##### Entries supplied

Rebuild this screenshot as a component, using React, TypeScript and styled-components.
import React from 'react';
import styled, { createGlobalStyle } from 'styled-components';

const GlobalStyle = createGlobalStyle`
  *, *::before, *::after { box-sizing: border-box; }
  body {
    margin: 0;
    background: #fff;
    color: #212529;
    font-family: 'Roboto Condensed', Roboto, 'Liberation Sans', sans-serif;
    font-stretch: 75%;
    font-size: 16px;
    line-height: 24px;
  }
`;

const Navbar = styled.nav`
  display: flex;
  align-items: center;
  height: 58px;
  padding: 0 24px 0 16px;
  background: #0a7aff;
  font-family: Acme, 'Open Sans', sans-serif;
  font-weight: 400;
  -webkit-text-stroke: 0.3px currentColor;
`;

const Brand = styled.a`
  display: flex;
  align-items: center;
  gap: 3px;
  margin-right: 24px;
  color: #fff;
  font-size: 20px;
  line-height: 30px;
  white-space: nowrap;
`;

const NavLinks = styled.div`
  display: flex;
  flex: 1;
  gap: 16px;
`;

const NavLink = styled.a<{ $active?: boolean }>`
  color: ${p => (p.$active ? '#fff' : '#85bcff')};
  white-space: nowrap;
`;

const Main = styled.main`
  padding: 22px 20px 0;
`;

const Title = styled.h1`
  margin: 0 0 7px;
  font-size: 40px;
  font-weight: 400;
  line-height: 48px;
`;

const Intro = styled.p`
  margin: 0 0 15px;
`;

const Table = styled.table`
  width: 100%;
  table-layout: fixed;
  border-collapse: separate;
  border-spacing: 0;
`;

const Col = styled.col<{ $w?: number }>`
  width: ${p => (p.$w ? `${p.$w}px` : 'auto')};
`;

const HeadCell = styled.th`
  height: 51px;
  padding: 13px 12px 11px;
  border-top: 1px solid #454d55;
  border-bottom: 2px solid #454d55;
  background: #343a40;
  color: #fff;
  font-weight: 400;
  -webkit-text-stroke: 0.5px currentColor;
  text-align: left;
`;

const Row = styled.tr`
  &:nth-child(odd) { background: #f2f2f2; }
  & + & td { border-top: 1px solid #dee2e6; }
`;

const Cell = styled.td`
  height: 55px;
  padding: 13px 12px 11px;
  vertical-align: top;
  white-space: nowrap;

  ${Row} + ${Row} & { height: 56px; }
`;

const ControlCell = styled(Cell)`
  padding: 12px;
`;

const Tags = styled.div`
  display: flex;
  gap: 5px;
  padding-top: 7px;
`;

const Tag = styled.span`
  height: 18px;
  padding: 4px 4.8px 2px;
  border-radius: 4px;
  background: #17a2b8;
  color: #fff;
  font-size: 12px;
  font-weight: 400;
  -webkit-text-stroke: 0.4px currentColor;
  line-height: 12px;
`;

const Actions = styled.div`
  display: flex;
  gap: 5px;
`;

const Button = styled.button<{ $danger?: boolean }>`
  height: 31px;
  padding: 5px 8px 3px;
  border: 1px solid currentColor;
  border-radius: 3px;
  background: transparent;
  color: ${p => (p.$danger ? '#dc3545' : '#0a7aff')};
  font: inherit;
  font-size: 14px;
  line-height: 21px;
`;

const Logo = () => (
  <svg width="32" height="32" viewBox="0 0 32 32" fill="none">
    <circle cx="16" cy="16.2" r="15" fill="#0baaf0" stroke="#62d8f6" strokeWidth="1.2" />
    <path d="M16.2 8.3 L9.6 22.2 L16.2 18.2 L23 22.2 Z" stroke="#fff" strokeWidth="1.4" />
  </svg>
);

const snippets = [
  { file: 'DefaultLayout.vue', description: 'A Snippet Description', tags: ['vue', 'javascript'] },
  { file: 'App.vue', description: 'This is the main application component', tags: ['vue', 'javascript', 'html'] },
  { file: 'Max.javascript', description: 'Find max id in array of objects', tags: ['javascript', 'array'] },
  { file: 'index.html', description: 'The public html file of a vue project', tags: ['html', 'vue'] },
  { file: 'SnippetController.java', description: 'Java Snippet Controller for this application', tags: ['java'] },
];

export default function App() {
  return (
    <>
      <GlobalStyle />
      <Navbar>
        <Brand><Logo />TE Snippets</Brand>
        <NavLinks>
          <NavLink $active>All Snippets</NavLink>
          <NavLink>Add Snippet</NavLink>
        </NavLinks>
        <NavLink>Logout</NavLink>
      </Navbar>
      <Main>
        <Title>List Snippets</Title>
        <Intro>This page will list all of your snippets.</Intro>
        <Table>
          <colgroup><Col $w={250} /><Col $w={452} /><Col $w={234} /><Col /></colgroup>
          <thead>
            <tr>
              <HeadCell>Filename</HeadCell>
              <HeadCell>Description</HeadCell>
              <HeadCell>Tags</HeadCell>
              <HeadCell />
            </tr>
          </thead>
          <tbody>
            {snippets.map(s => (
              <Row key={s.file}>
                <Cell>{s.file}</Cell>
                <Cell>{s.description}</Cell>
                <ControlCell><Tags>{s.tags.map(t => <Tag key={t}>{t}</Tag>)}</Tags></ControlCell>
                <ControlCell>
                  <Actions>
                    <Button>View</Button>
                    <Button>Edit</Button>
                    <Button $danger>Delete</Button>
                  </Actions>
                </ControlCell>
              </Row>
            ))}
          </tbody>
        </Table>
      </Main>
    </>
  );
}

##########
##### Entries supplied

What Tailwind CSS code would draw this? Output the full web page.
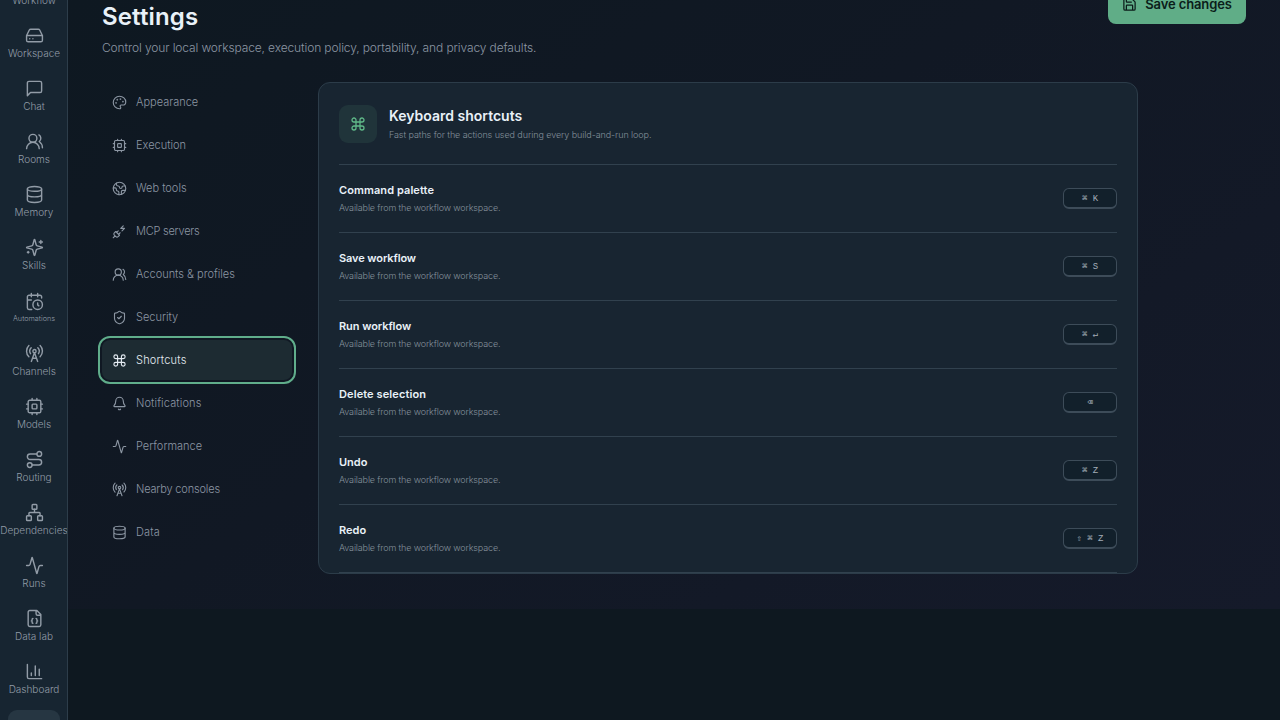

##########

== Direction ==
Gather every line from the listing above in which "page" appears, and copy those lines.

== Answer ==
        <Intro>This page will list all of your snippets.</Intro>
What Tailwind CSS code would draw this? Output the full web page.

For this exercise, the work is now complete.